Architect Jonathan Heilman’s directive was to build a house that would be “at one with the desert.” The end result is a home that resembles a desert oasis. Tucked between two Sonoran hilltops, its breathtaking views are tempered by shady terraces and a shimmering negative-edge pool that seems to disappear into the skyline.
In some parts of the 7,450-square-foot home, it’s difficult to tell where house stops and desert begins. Floor-to-ceiling glass leads to a shaded terrace, which then progresses onto an open pool deck. Other glass walls wrap around atriums or jut, at angles, onto terraces. Materials used both inside and outside echo the organic grays and tans of desert sand and rock.
The home is organized into three distinct and separate realms. The living area, kitchen, and media room sit one floor above ground level, perched on the terrain like a glass pavilion. These transparent spaces are offset by a more fortress-like sleeping wing carved into the hillside, which becomes yang to the living area’s yin. The third realm is a detached guest house in back containing a small living area and bedroom.
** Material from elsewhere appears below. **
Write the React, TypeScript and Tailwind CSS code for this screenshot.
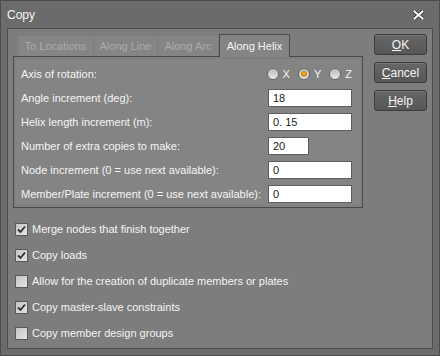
import type { ReactNode } from 'react';

const font = { fontFamily: '"Liberation Sans", Arial, sans-serif' };

const fields = [
  { label: 'Angle increment (deg):', value: '18', wide: true },
  { label: 'Helix length increment (m):', value: '0. 15', wide: true },
  { label: 'Number of extra copies to make:', value: '20', wide: false },
  { label: 'Node increment (0 = use next available):', value: '0', wide: true },
  { label: 'Member/Plate increment (0 = use next available):', value: '0', wide: true },
];

const options = [
  { label: 'Merge nodes that finish together', checked: true },
  { label: 'Copy loads', checked: true },
  { label: 'Allow for the creation of duplicate members or plates', checked: false },
  { label: 'Copy master-slave constraints', checked: true },
  { label: 'Copy member design groups', checked: false },
];

const Radio = ({ label, on }: { label: string; on?: boolean }) => (
  <div className="flex items-center gap-[4px]">
    <span className="w-[12px] h-[12px] rounded-full border border-[#6a6a6a] bg-gradient-to-b from-[#bdbdbd] to-[#e6e6e6] flex items-center justify-center">
      {on && <span className="w-[6px] h-[6px] rounded-full bg-[#f2a516] border border-[#c57d06]" />}
    </span>
    <span>{label}</span>
  </div>
);

const Check = ({ on }: { on: boolean }) => (
  <span className="w-[13px] h-[13px] border border-[#5a5a5a] bg-gradient-to-br from-[#c4c4c4] to-[#e4e4e4] flex items-center justify-center">
    {on && (
      <svg width="9" height="9" viewBox="0 0 9 9">
        <path d="M1 4.5 L3.5 7 L8 1.5" stroke="#2e2e2e" strokeWidth="1.8" fill="none" />
      </svg>
    )}
  </span>
);

const Button = ({ children }: { children: ReactNode }) => (
  <button className="w-[53px] h-[21px] rounded-[3px] border border-[#3c3c3c] bg-gradient-to-b from-[#666] to-[#575757] text-[#f4f4f4] text-[12px] leading-none shadow-[inset_0_1px_0_#777]">
    {children}
  </button>
);

const tabs = [
  { label: 'To Locations', w: 'w-[75px]' },
  { label: 'Along Line', w: 'w-[63px]' },
  { label: 'Along Arc', w: 'w-[60px]' },
];

export default function App() {
  return (
    <div
      style={font}
      className="w-[440px] h-[356px] bg-[#6b6b6b] border border-[#4c4c4c] text-[11px] text-[#f4f4f4] flex flex-col"
    >
      <div className="h-[27px] flex items-center justify-between pl-[6px] pr-[15px] text-[12px]">
        <span>Copy</span>
        <svg width="11" height="10" viewBox="0 0 11 10">
          <path d="M1.5 1.5 L9.5 8.5 M9.5 1.5 L1.5 8.5" stroke="#333" strokeWidth="3.6" strokeLinecap="square" />
          <path d="M1.5 1.5 L9.5 8.5 M9.5 1.5 L1.5 8.5" stroke="#fff" strokeWidth="2" strokeLinecap="square" />
        </svg>
      </div>
      <div className="mx-[6px] mb-[6px] flex-1 border border-[#4e4e4e] bg-[#7d7d7d] flex">
        <div className="w-[356px] pl-[5px] pt-[4px] flex flex-col">
          <div className="flex items-end pl-[5px] h-[23px]">
            {tabs.map((t) => (
              <div
                key={t.label}
                className={`${t.w} h-[20px] mr-px bg-[#858585] text-[#ababab] flex items-center justify-center`}
              >
                {t.label}
              </div>
            ))}
            <div className="w-[71px] h-[23px] border border-b-0 border-[#4a4a4a] bg-[#848484] text-[#f4f4f4] flex items-center justify-center -mb-px relative z-10">
              Along Helix
            </div>
          </div>
          <div className="w-[350px] h-[152px] border border-[#4a4a4a] bg-[#7f7f7f] p-[2px]">
            <div className="h-full bg-[#848484] pl-[5px] pr-[8px] pt-[3px]">
              <div className="h-[24px] flex items-center justify-between">
                <span>Axis of rotation:</span>
                <div className="flex items-center gap-[8px]">
                  <Radio label="X" />
                  <Radio label="Y" on />
                  <Radio label="Z" />
                </div>
              </div>
              {fields.map((f) => (
                <div key={f.label} className="h-[24px] flex items-center justify-between whitespace-nowrap">
                  <span>{f.label}</span>
                  <div className="w-[84px]">
                    <div
                      className={`${f.wide ? 'w-[84px]' : 'w-[41px]'} h-[18px] bg-white border border-[#5e5e5e] text-[#1a1a1a] pl-[4px] flex items-center`}
                    >
                      {f.value}
                    </div>
                  </div>
                </div>
              ))}
            </div>
          </div>
          <div className="pt-[8px] pl-[2px] flex flex-col">
            {options.map((o) => (
              <label key={o.label} className="h-[26px] flex items-center gap-[4px]">
                <Check on={o.checked} />
                <span>{o.label}</span>
              </label>
            ))}
          </div>
        </div>
        <div className="pt-[5px] pl-[10px] flex flex-col gap-[7px]">
          <Button>
            <u>O</u>K
          </Button>
          <Button>
            <u>C</u>ancel
          </Button>
          <Button>
            <u>H</u>elp
          </Button>
        </div>
      </div>
    </div>
  );
}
Unifying these complementary building forms is the gallery bridge—a distinctive feature from inside the house, as well as for motorists climbing the 90-foot rise over the 13-acre site. With its array of reflective glass, the bridge mirrors the mountains in the distance and marks the dividing line between public and private spaces. It also spans the driveway, creating an ethereal portal into a motor court tucked behind the house.
Category: Custom home, 6,000 square feet or more
Entrant/Architect: Allen + Philp Architects/Interiors, Scottsdale, Ariz.
Builder: Linthicum Corp., Scottsdale
Interior designer: David Michael Miller Associates, Scottsdale
Learn more about markets featured in this article: Phoenix, AZ.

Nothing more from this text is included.